Thirty years ago, when President Jimmy Carter first designated June “Black Music Month,” it was intended for all Americans to appreciate black music and its place in the nation's blended musical landscape. It was a fine effort in 1979, when most mainstream black music was still really music. Of course, that’s not to discount John Legend, Alicia Keys and other stellar young musicians who are charting new creative ground. But sadly, much of what is touted as black music now seems far removed from even Aretha Franklin and Luther Vandross, let alone Miles Davis and John Coltrane. A vital connection to the old school has been lost. And much of the new school deserves a failing grade.

Bridging the gap between Ellington and today's forever-falsetto R&B singers and corporate-backed hip-hop artists should be all the more critical in June, when the contributions of black musicians are celebrated through concerts, documentaries and a top 100 countdown of the all-time greatest hip-hop songs.
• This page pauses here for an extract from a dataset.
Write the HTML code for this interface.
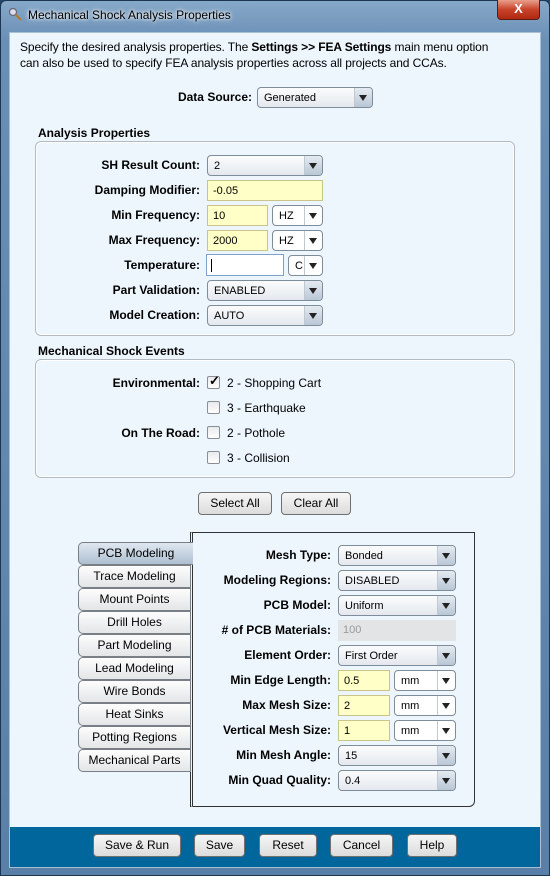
<!DOCTYPE html>
<html><head><meta charset="utf-8"><style>
*{box-sizing:border-box;margin:0;padding:0}
body{width:550px;height:876px;overflow:hidden;background:#24476e;font-family:"Liberation Sans",Arial,sans-serif;font-size:12px;color:#000;position:relative}
.a{position:absolute}
.frame{left:0;top:0;width:550px;height:876px;background:linear-gradient(#86a8c9,#6a8fb5 40px,#5a80a8);border:1px solid #1d3552;border-radius:6px 6px 0 0}
.client{left:9px;top:32px;width:532px;height:836px;background:#eef6fd;border:1px solid #a9bfd6}
.lbl{font-weight:bold;text-align:right;width:200px;line-height:21px;height:21px}
.cb{height:21px;border:1px solid #7f8c99;border-radius:4px;background:linear-gradient(#fbfcfd,#e4e8ee);padding-left:6px;line-height:21px;font-size:11px}
.cb::after{content:"";position:absolute;right:0;top:0;width:17px;height:19px;border-left:1px solid #c0c8d2;background:linear-gradient(#e4eaf1,#b9c7d6);border-radius:0 3px 3px 0}
.cb i{position:absolute;right:5px;top:7px;width:0;height:0;border-left:4px solid transparent;border-right:4px solid transparent;border-top:6px solid #222;z-index:2}
.cw::after{background:none}
.tf{height:21px;border:1px solid #c9c48a;background:#ffffc8;padding-left:5px;line-height:21px;font-size:11px}
.box{border:1px solid #b3bac2;border-radius:6px;background:#eef6fd;box-shadow:inset 0 0 0 1px #fff}
.hd{font-weight:bold;font-size:12px}
.btn{height:23px;border:1px solid #707070;border-radius:4px;background:linear-gradient(#f6f6f6,#dcdcdc);text-align:center;line-height:21px;font-size:12px}
.chk{width:13px;height:13px;border:1px solid #8a8f96;border-radius:2px;background:linear-gradient(#e8eaec,#fff)}
.tab{left:78px;width:113px;height:23px;border:1px solid #7a7f86;border-radius:5px 0 0 5px;background:linear-gradient(#fdfdfd,#e3e5e8);text-align:center;line-height:21px;font-size:12px}
</style></head><body>
<div class="a frame"></div>
<div class="a" style="left:8px;top:7px;width:14px;height:14px">
<svg width="14" height="14"><circle cx="5" cy="5" r="3.5" fill="#dde" stroke="#667" stroke-width="1.2"/><line x1="7.5" y1="7.5" x2="13" y2="13" stroke="#b07a30" stroke-width="2"/></svg></div>
<div class="a" style="left:28px;top:8px;font-size:12px;color:#000;text-shadow:0 0 6px #fff,0 0 3px #fff">Mechanical Shock Analysis Properties</div>
<div class="a" style="left:497px;top:0;width:43px;height:20px;background:linear-gradient(#e8a08c,#c8432a 50%,#b02810);border:1px solid #5a1d14;border-top:none;border-radius:0 0 4px 4px;color:#fff;font-weight:bold;text-align:center;line-height:18px;font-size:13px">X</div>
<div class="a client"></div>
<div class="a" style="left:20px;top:39px;width:500px;line-height:16px;font-size:12px;letter-spacing:-0.1px">Specify the desired analysis properties. The <b>Settings &gt;&gt; FEA Settings</b> main menu option<br>can also be used to specify FEA analysis properties across all projects and CCAs.</div>
<div class="a lbl" style="left:52px;top:87px">Data Source:</div>
<div class="a cb" style="left:257px;top:87px;width:116px">Generated<i></i></div>

<div class="a hd" style="left:38px;top:126px">Analysis Properties</div>
<div class="a box" style="left:35px;top:141px;width:480px;height:195px"></div>
<div class="a lbl" style="left:0;top:155px">SH Result Count:</div><div class="a cb" style="left:207px;top:155px;width:116px">2<i></i></div>
<div class="a lbl" style="left:0;top:180px">Damping Modifier:</div><div class="a tf" style="left:207px;top:180px;width:116px">-0.05</div>
<div class="a lbl" style="left:0;top:205px">Min Frequency:</div><div class="a tf" style="left:207px;top:205px;width:61px">10</div><div class="a cb cw" style="left:272px;top:205px;width:51px;background:#fff">HZ<i></i></div>
<div class="a lbl" style="left:0;top:230px">Max Frequency:</div><div class="a tf" style="left:207px;top:230px;width:61px">2000</div><div class="a cb cw" style="left:272px;top:230px;width:51px;background:#fff">HZ<i></i></div>
<div class="a lbl" style="left:0;top:255px">Temperature:</div><div class="a" style="left:206px;top:254px;width:78px;height:22px;border:1px solid #7da2ce;background:#fff"><div style="position:absolute;left:4px;top:4px;width:1px;height:13px;background:#000"></div></div><div class="a cb cw" style="left:288px;top:255px;width:35px;background:#fff">C<i></i></div>
<div class="a lbl" style="left:0;top:280px">Part Validation:</div><div class="a cb" style="left:207px;top:280px;width:116px">ENABLED<i></i></div>
<div class="a lbl" style="left:0;top:305px">Model Creation:</div><div class="a cb" style="left:207px;top:305px;width:116px">AUTO<i></i></div>

<div class="a hd" style="left:38px;top:344px">Mechanical Shock Events</div>
<div class="a box" style="left:35px;top:359px;width:480px;height:119px"></div>
<div class="a lbl" style="left:0;top:373px">Environmental:</div>
<div class="a chk" style="left:207px;top:376px"></div><div class="a" style="left:209px;top:373px;font-size:13px;font-weight:bold">✓</div><div class="a" style="left:227px;top:376px">2 - Shopping Cart</div>
<div class="a chk" style="left:207px;top:401px"></div><div class="a" style="left:227px;top:401px">3 - Earthquake</div>
<div class="a lbl" style="left:0;top:423px">On The Road:</div>
<div class="a chk" style="left:207px;top:426px"></div><div class="a" style="left:227px;top:426px">2 - Pothole</div>
<div class="a chk" style="left:207px;top:451px"></div><div class="a" style="left:227px;top:451px">3 - Collision</div>
<div class="a btn" style="left:198px;top:492px;width:74px">Select All</div>
<div class="a btn" style="left:281px;top:492px;width:70px">Clear All</div>

<div class="a" style="left:190px;top:532px;width:285px;height:275px;border:1px solid #333;border-left:3px double #333;border-radius:0 0 6px 0;background:#eef6fd"></div>
<div class="a tab" style="top:542px;background:linear-gradient(#dfe8f1,#aebfd1);width:115px;border-right:none">PCB Modeling</div>
<div class="a tab" style="top:565px">Trace Modeling</div>
<div class="a tab" style="top:588px">Mount Points</div>
<div class="a tab" style="top:611px">Drill Holes</div>
<div class="a tab" style="top:634px">Part Modeling</div>
<div class="a tab" style="top:657px">Lead Modeling</div>
<div class="a tab" style="top:680px">Wire Bonds</div>
<div class="a tab" style="top:703px">Heat Sinks</div>
<div class="a tab" style="top:726px">Potting Regions</div>
<div class="a tab" style="top:749px">Mechanical Parts</div>

<div class="a lbl" style="left:131px;top:545px">Mesh Type:</div><div class="a cb" style="left:338px;top:545px;width:118px">Bonded<i></i></div>
<div class="a lbl" style="left:131px;top:570px">Modeling Regions:</div><div class="a cb" style="left:338px;top:570px;width:118px">DISABLED<i></i></div>
<div class="a lbl" style="left:131px;top:595px">PCB Model:</div><div class="a cb" style="left:338px;top:595px;width:118px">Uniform<i></i></div>
<div class="a lbl" style="left:131px;top:620px"># of PCB Materials:</div><div class="a" style="left:338px;top:620px;width:118px;height:21px;background:#e2e4e6;color:#999;padding-left:5px;line-height:21px;font-size:11px">100</div>
<div class="a lbl" style="left:131px;top:645px">Element Order:</div><div class="a cb" style="left:338px;top:645px;width:118px">First Order<i></i></div>
<div class="a lbl" style="left:131px;top:670px">Min Edge Length:</div><div class="a tf" style="left:338px;top:670px;width:52px">0.5</div><div class="a cb cw" style="left:394px;top:670px;width:62px;background:#fff">mm<i></i></div>
<div class="a lbl" style="left:131px;top:695px">Max Mesh Size:</div><div class="a tf" style="left:338px;top:695px;width:52px">2</div><div class="a cb cw" style="left:394px;top:695px;width:62px;background:#fff">mm<i></i></div>
<div class="a lbl" style="left:131px;top:720px">Vertical Mesh Size:</div><div class="a tf" style="left:338px;top:720px;width:52px">1</div><div class="a cb cw" style="left:394px;top:720px;width:62px;background:#fff">mm<i></i></div>
<div class="a lbl" style="left:131px;top:745px">Min Mesh Angle:</div><div class="a cb" style="left:338px;top:745px;width:118px">15<i></i></div>
<div class="a lbl" style="left:131px;top:770px">Min Quad Quality:</div><div class="a cb" style="left:338px;top:770px;width:118px">0.4<i></i></div>

<div class="a" style="left:10px;top:827px;width:530px;height:40px;background:#00669c"></div>
<div class="a btn" style="left:93px;top:834px;width:88px">Save &amp; Run</div>
<div class="a btn" style="left:194px;top:834px;width:51px">Save</div>
<div class="a btn" style="left:259px;top:834px;width:58px">Reset</div>
<div class="a btn" style="left:330px;top:834px;width:63px">Cancel</div>
<div class="a btn" style="left:407px;top:834px;width:50px">Help</div>
</body></html>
In an age in which Auto-Tune and ringtone hits dominate, should we even be celebrating Black Music Month?

The answer, of course, is yes. If you consider that most celebratory months are used to educate young students, there is enormous potential value in Black Music Month. The key to making the month worth something is taking it from canned marketing campaigns and music marathons on black radio to a month aimed at expanding young people’s sense and understanding of black music.

Michelle Obama took a notable step in the right direction this week by hosting 150 middle school students and high school jazz musicians (along with first daughters Malia and Sasha) at an afternoon jazz concert in the East Room of the White House. Riffs, flourishes and bebop-shebangs filled the room. On stage, two generations of musicians jammed to a syncopated rhythm.

In an interview with The Root, Wynton Marsalis, who played at the event, likened Americans’ relationship with music to our relationship with food—a penchant for the cheap and fast. “We don’t look to those foods for nutrition,” he said. “Commercial interests have reduced music to a product instead of an art.”

Nutrition—the nourishment of young minds—was at the top of the agenda at the program, the first installment of an ongoing White House Music Series. Watching the award-winning trumpeter encourage the students to hold their heads up after their solo and to feel good about what they were playing, it was impossible not to lament the death of school music and arts programs in recent years. Countless studies have shown that technical lessons about how to play an instrument and the lessons of character that go along with it—like learning to feel proud of your hard work and accomplishments—spill over positively into academic achievement and personal development.

To host a jazz concert in the People’s House stressing the “importance of jazz education in every school across the nation” will hopefully make kids “alive and aware of other music besides hip-hop,” as Mrs. Obama said. It will be interesting to see if the recession-era policies the Obama administration ushers through the West Wing will help or hurt the expansive efforts Mrs. Obama is making in the East Wing. But with a president and first lady who clearly admire the arts, the signs are promising.

To make Black Music Month really mean something, we should all get to work. Maybe you’re a semiprofessional musician with the patience to teach. Go volunteer! Maybe you’ve got a neglected clarinet in the back of your closet that needs a new home or an old piano that’s been sitting unused for years and just needs a good tuning and someone to play it. Donate! For Black Music Month to have any meaning in the years to come, we need to nourish young talents who will shape the nature and scope of black music going forward.